Indirect Tax | A-Level Economics Model Essay
In 2015 a report by Public Health England recommended the imposition of a 20% tax on the sale of soft drinks that contain high levels of sugar.
Evaluate the likely microeconomic effects of such a tax.
Market failure is when there is a misallocation of resources. Sugar is a demerit good as it has negative externalities in consumption. Negative externalities are costs that affect third parties, such as taxpayers. If there is a market failure, that is a good reason for governments to intervene. One example of a government intervention is an indirect tax.
A tax is a cost of production that shifts supply to the left.
The diagram above shows that a tax shifts supply from S1 to S2. This causes price to go up from p1 to p2 and the quantity consumed to fall from q1 to q2. Causing the quantity to go down is important as sugar is over consumed as consumers and producers buy and sell sugar without realising the impact on the third parties. People who buy sugary drinks are more likely to fall ill, and they may have to visit the doctor more often or they may have unhealthy and unproductive lifestyles. This can prove to be a burden on family members, neighbours, or taxpayers. In the diagram, the rectangle shows the amount of tax paid in total to the government. The rectangles are roughly even, as consumers and producers share an equal burden.
I would evaluate this by questioning if quantity would fall as much as the diagram shows. This is because the diagram does not accurately reflect the fact that sugary drinks are inelastic in demand. If the government has imperfect information, they may make poor choices of intervention and this increases the risk of government failure, which is when the market failure does not get solved.
Price elasticity of demand is the percentage change in demand given an intial change in price. If demand is inelastic, it means that quantity demanded would not fall that much after a change in price. Sugary drinks are inelastic because they are somewhat addictives and they cost a small proportion of income, so even if prices rise after a 20% tax, demand may barely fall.
The diagram shows the effect of an indirect tax when it is applied to a good which is an inelastic demand curve. The effects are similar as the price goes up from p1 to p2 and quantity goes down from q1 to q2. However, the price goes up a lot and the quantity goes down a little bit. This is bad because it means the indirect tax is not going to solve the market failure, as quantity has to go down by enough in order to reduce the negative externalities on third parties from sugar. Another negative of taxing an inelastic good is that the consumer burden is much more than the producer burden. This is going to affect low income consumers more so therefore it would increase inequality. Although sugary drinks are bad for everyone, it is unfair if the tax affects poorer people more. There would be also not be enough incentive for higher income consumers to stop buying sugary drinks.

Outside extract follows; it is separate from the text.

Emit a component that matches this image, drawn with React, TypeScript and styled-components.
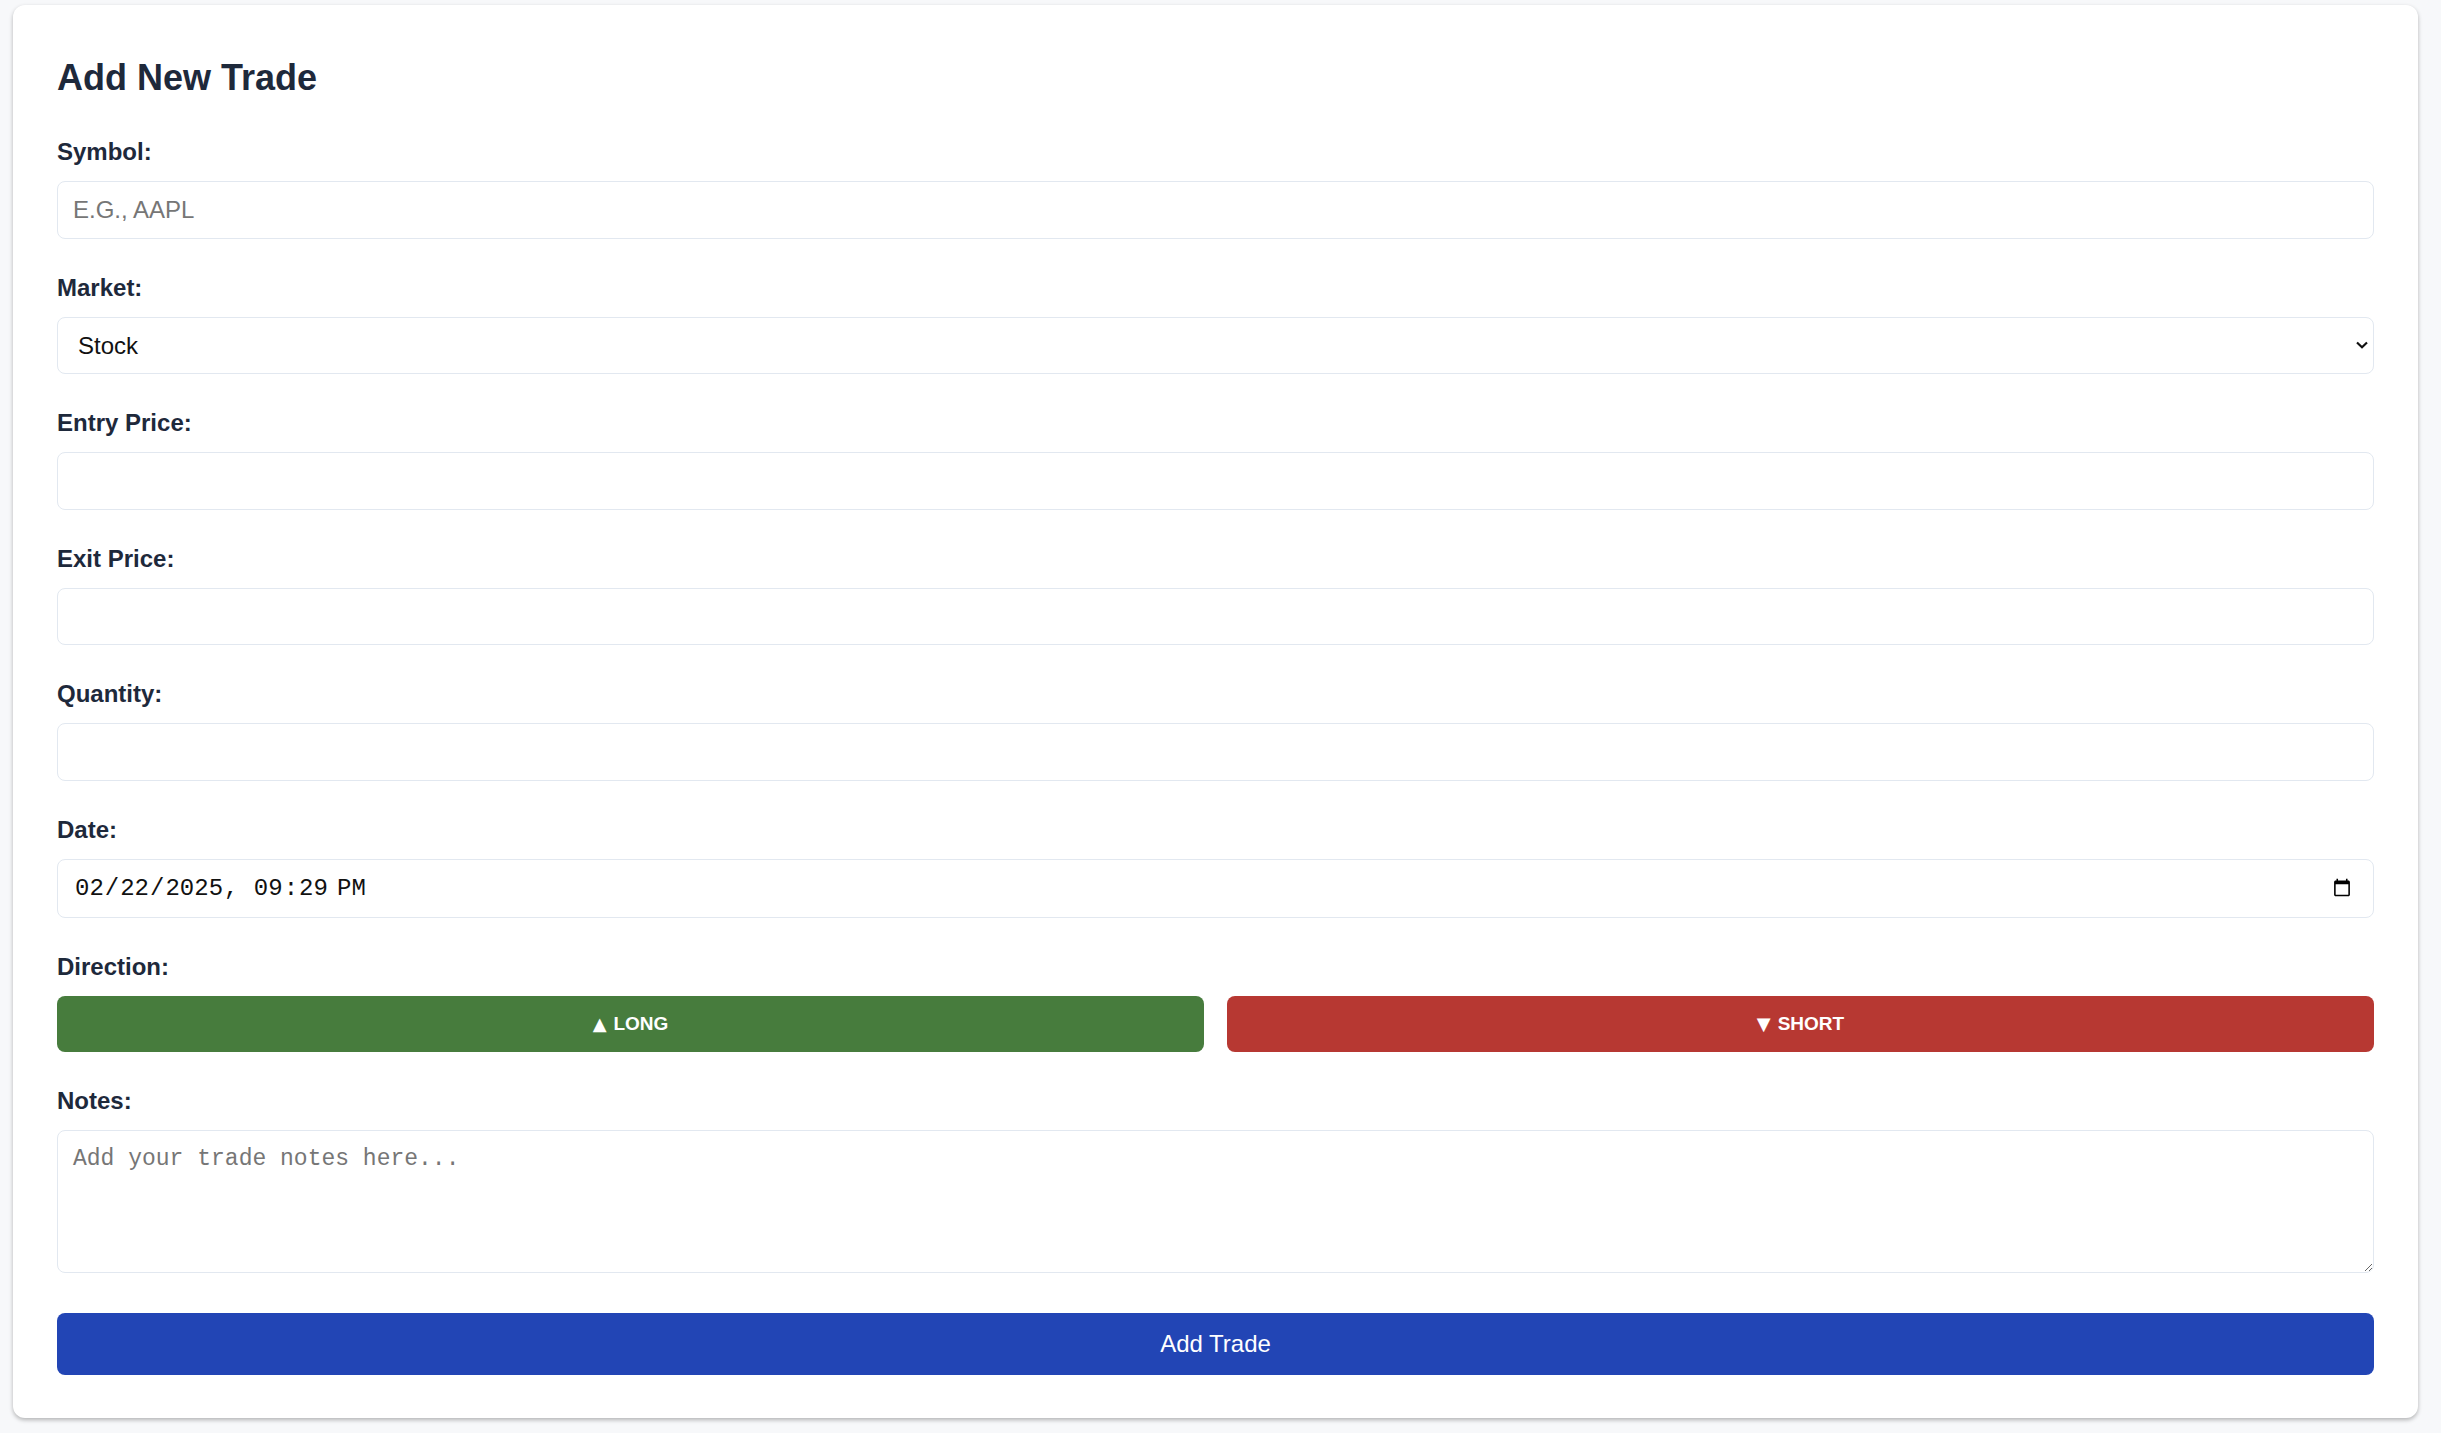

On the other hand, one benefit of the tax is that it generates a large amount of tax revenue which goes to the government. This could be used to fund public services such as health and education and police. But, it could also be used to further solve the market failure. For example, the money that is raised from a tax on sugary drinks could be used to subsidise healthy alternatives such as fresh fruit juice, or water bottles. Subsidies are payments that allow supply to shift to the right. If sugary drinks are the same price or cheaper than healthy drinks, it is far more unlikely that consumers change their consumption patterns.
In conclusion, it may be a good idea to tax sugary drinks but the government should consider the fact that sugary drinks are inelastic. They should expect to gain tax revenue and use this to plan other government interventions such as provision of information or subsidising healthy alternatives. Subsidising healthy alternatives would make substitutes cheaper and this may also make sugary drinks less inelastic.